DURING. The anticipation and preparation for our children’s adolescence doesn’t mean eradicating all its problematic traits. And life as such, isn’t complete with its own share of rough moments. This is a chance for us to learn how to live with it, but not by taking a defensive or confrontational stance.

By this time youth would be seeking to affirm themselves and appeal for justice, it is indispensable for parents to know how to listen. Listening becomes a fruitful space that we offer them. And as we listen, we can also pray for whatever their concerns are even though how crazy they may sound.

But if we are only too quick to point out for example: their being often out of the house, the undone chores, the late arrivals, their forgetfulness, the loud music, etc. Then let us not be surprised that our children react with either indifference or rebellion.

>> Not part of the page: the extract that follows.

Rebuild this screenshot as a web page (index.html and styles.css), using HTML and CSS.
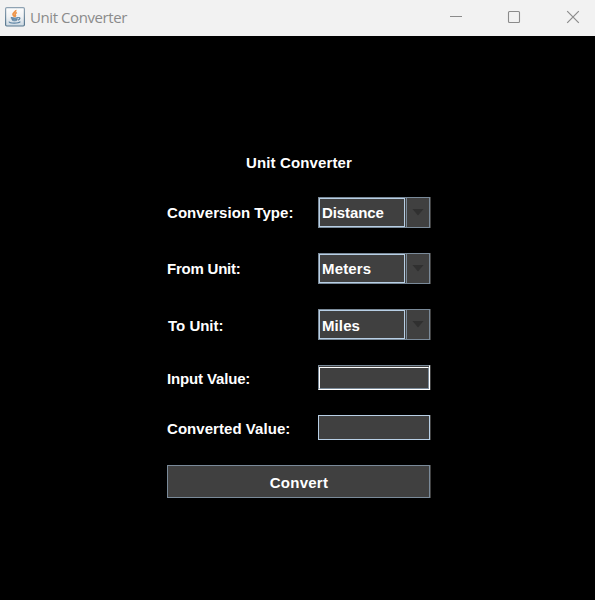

If, however, they realize that we listen, then they will “feel important” because they are being “heard”, “respected”, “trusted” and “understood”. Our reply to their “claims” ought to be, “I’ll give that some thought,” or “you know, you have a point there,” or “I believe there’s something important in what you’ve said, could we talk this over with some beer?”

When we recognize that the changes in our children are part of their experience of self-dominion, we will discontinue being stiff molds and become flexible guides. We begin to trust by giving them the space to develop the proper skills to responsibly exercise their freedom, to discover their personal identity and role in family and society. It’s learning to let go by offering a guiding hand and a firm shoulder to lean on.